When asked to justify my betrayal of our Utah Mormon heritage, I point out I also decline to pronounce “creek” as “crick.” Indeed, even though my father grew up on a dairy farm in Cache Valley, no one in my family would ever say “crick.” Or "Lard." So why keep fighting for “Lishman”? We already have enough work keeping the “Leischmans” at bay.

Besides, do I really want people to think I’m a typical Utah Mormon? (I’m fine with passing for Jewish.) Pronouncing my name “Lishman” would give me away. It’s a shibboleth.

In contemporary English, a “shibboleth” is a word or custom that is distinctive to a particular group of people, especially a long-standing tradition regarded as outmoded or no longer important.

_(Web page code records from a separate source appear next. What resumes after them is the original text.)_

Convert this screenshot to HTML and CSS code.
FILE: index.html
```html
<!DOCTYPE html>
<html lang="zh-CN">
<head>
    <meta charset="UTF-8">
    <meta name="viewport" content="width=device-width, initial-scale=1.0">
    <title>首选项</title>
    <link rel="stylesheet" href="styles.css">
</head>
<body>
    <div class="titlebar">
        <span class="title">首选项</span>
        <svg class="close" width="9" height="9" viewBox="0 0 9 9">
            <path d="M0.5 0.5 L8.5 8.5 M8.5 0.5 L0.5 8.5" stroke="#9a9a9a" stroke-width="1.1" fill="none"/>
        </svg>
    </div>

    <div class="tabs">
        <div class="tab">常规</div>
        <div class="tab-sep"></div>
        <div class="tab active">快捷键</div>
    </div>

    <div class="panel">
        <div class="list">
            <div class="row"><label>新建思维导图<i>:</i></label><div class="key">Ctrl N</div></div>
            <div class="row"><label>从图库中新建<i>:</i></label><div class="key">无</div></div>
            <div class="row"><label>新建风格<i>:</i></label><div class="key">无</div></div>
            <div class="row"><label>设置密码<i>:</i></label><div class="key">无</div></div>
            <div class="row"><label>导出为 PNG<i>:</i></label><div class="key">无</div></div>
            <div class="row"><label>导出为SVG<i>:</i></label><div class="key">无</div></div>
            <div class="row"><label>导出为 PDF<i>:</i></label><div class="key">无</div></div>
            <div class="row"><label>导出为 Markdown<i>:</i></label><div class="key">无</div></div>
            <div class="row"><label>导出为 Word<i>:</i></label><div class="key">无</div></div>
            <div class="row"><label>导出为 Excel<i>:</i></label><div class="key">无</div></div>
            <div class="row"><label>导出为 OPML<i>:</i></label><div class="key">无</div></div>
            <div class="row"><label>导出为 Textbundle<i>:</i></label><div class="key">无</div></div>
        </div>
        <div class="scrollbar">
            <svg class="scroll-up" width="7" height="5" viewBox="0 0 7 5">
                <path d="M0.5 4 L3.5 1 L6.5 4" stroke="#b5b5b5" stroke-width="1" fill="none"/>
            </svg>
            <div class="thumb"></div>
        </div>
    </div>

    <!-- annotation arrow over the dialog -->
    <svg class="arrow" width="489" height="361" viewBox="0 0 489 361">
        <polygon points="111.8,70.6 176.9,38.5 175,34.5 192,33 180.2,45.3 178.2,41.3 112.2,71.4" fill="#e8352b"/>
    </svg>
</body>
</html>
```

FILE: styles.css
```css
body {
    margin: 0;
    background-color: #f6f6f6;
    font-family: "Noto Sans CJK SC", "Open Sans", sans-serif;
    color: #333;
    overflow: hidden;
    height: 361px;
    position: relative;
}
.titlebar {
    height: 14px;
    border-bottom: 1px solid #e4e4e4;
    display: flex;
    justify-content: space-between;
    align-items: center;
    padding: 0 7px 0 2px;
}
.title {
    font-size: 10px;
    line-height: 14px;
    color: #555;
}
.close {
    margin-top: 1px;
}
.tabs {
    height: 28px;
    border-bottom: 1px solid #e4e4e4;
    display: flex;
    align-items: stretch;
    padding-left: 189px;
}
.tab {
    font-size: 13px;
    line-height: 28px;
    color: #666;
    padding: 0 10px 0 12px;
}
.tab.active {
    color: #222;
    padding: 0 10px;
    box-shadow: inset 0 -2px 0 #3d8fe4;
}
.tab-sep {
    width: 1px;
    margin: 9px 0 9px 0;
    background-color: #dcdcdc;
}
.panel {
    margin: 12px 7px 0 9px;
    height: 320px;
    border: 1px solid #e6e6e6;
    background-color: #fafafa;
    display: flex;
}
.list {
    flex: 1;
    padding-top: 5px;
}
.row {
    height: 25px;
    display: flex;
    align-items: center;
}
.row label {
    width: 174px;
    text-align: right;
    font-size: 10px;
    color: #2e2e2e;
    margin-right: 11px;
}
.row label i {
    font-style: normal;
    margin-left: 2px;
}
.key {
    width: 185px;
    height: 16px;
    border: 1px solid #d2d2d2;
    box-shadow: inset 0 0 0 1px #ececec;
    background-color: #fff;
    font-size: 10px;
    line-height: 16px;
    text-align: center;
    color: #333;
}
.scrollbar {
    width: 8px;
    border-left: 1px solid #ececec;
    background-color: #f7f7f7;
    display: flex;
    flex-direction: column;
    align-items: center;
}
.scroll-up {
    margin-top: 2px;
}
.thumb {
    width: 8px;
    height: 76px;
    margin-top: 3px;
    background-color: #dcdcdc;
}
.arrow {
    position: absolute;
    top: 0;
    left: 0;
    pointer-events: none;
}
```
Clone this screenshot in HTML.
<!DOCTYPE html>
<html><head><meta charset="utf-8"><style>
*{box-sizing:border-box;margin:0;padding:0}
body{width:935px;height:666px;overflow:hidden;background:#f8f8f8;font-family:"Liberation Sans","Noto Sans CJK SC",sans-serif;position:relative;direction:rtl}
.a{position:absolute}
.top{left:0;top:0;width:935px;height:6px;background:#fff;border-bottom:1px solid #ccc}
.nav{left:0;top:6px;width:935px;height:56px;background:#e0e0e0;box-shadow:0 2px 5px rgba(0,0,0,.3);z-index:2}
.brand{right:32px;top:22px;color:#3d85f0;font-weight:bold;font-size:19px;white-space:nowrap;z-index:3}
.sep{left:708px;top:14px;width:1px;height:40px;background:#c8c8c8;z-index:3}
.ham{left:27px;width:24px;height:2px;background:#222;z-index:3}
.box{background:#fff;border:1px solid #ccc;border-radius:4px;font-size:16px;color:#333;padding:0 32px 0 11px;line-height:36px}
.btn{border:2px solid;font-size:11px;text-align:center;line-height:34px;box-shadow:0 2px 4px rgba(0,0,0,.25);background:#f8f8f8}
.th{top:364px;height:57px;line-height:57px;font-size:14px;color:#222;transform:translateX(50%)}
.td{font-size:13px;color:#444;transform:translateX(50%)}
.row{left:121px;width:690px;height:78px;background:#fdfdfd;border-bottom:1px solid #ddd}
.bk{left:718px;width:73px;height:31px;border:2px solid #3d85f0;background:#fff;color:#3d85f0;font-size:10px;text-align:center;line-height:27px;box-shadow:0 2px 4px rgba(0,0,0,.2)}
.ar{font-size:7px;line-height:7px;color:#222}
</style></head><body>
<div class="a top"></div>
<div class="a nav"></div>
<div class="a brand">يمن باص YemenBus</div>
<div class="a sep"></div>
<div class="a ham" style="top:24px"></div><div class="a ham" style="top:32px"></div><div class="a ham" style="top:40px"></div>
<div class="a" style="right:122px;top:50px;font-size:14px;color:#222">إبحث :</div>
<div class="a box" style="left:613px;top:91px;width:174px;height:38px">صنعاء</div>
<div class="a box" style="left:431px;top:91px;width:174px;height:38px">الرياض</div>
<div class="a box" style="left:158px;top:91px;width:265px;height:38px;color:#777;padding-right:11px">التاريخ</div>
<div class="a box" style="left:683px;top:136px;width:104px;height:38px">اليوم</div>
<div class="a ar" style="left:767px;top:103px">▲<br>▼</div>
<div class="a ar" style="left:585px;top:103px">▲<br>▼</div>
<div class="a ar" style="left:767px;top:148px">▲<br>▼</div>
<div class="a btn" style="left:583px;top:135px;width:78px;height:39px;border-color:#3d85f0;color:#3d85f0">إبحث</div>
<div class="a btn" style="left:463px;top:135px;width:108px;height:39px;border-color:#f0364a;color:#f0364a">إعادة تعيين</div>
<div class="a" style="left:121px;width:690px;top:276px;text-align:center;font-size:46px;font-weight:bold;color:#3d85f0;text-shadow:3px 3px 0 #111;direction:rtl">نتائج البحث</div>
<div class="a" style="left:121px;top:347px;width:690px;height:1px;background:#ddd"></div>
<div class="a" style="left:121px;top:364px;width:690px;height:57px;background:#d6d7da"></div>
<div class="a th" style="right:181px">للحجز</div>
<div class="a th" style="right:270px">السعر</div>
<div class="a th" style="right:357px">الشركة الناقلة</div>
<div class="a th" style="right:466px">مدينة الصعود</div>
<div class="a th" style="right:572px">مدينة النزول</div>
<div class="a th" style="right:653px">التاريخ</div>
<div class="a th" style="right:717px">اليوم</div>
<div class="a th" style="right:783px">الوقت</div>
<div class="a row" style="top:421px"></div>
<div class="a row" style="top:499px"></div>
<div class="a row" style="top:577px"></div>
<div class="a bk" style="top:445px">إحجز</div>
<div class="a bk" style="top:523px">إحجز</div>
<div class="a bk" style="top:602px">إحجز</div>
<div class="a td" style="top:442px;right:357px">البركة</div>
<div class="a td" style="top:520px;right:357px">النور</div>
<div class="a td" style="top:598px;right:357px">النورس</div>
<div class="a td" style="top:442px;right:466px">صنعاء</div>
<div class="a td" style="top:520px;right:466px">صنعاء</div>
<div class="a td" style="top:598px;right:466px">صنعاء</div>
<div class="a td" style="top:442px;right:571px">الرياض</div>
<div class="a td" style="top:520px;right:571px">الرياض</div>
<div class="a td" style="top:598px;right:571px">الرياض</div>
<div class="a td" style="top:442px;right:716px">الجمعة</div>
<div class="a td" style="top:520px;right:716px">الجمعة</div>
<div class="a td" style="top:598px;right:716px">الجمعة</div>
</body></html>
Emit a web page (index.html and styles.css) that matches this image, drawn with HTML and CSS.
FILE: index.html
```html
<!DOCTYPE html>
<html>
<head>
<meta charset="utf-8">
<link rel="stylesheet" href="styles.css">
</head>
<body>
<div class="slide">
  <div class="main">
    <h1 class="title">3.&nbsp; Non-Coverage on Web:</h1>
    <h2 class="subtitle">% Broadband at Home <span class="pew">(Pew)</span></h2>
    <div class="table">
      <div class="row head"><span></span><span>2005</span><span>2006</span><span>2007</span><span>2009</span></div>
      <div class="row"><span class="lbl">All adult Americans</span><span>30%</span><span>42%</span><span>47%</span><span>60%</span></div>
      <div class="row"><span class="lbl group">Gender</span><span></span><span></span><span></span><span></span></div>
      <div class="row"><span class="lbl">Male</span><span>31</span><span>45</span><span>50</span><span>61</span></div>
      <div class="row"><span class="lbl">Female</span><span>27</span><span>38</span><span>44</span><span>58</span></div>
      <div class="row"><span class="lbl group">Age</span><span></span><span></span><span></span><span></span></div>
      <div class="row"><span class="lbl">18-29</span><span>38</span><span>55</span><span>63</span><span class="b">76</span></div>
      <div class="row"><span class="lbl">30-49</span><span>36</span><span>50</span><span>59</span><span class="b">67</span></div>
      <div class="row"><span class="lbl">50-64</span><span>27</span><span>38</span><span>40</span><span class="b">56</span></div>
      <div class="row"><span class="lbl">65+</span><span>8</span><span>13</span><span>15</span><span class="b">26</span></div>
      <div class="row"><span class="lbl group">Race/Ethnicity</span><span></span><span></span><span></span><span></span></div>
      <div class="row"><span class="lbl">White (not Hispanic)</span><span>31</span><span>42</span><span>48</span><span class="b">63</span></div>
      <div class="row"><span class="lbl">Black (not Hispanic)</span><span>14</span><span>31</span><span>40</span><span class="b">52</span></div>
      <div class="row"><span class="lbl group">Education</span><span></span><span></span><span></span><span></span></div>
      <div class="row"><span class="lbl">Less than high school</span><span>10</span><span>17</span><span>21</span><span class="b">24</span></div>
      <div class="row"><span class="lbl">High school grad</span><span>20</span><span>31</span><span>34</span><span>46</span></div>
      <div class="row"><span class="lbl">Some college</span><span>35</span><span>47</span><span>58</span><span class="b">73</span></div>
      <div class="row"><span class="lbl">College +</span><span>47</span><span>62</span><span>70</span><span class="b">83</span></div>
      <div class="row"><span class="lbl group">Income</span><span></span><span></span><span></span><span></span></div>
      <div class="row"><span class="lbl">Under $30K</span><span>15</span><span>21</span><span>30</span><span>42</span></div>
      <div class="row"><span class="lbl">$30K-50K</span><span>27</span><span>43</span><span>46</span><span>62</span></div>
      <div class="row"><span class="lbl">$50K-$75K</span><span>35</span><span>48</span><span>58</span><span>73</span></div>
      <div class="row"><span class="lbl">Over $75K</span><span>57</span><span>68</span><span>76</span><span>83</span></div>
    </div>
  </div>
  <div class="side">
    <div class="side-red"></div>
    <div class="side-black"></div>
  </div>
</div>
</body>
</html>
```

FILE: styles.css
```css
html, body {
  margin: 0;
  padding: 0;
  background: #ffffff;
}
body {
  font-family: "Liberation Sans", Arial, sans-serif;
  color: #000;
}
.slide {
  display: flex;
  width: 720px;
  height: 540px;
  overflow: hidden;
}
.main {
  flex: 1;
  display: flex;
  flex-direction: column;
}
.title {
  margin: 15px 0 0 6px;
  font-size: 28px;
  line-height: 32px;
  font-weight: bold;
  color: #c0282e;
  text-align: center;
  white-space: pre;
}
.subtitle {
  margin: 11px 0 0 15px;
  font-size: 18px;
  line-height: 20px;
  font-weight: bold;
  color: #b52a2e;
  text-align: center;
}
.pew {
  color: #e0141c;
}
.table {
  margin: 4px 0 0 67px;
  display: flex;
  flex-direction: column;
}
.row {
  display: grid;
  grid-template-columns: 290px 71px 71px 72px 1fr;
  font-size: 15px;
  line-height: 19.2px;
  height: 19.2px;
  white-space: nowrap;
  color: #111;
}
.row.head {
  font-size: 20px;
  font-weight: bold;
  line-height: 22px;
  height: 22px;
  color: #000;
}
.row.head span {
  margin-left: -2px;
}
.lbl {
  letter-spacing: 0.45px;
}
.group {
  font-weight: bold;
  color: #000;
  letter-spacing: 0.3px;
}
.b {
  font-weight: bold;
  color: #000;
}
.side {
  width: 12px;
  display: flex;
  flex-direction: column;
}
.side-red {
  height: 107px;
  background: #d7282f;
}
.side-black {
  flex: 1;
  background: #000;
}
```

Deficit reduction is a Republican shibboleth.

The modern term actually comes from the Bible. In Old Testament times, the word (which starts with the Hebrew letter ש) meant a stalk of grain. The people of Gilead pronounced it “shibboleth.” The invading Ephraimites pronounced it “sibboleth.” This is a typical consonant shift found in numerous languages and dialects around the world. For example, in Korean it's impossible to say "see" without it coming out as "she."

The Bible tells the story of an invading army of Ephraimite soldiers trapped in Gilead territory. The Ephraimites attempted to cross the River Jordan and return to their own country. The Gilead soldiers guarding the fords would display a sheaf of grain and ask each man to say what it was. According to the Book of Judges, forty-two thousand Ephraimites said “sibboleth,” and were slain. They should have hired Korean mercenaries.

My favorite test for Utah identity is to ask suspicious-looking folks to repeat the elegant sentence “Gosh, Georgia, what a gorgeous orange formal.” [Ed. note: that's what a sad bridesmaid wears at a Mormon wedding reception.]

If it comes out as “Garsh, Jargia, what a gargious ahrange farmal!” you should probably chop off their heads. For everyone's sake.


1 comment:

  1. You were always Leashman to me. In grad school I stumbled into repeatedly mispronouncing a friend's name with a long I instead of a short. In response she called me Wodebury, which I kind of like. It sounds very old English.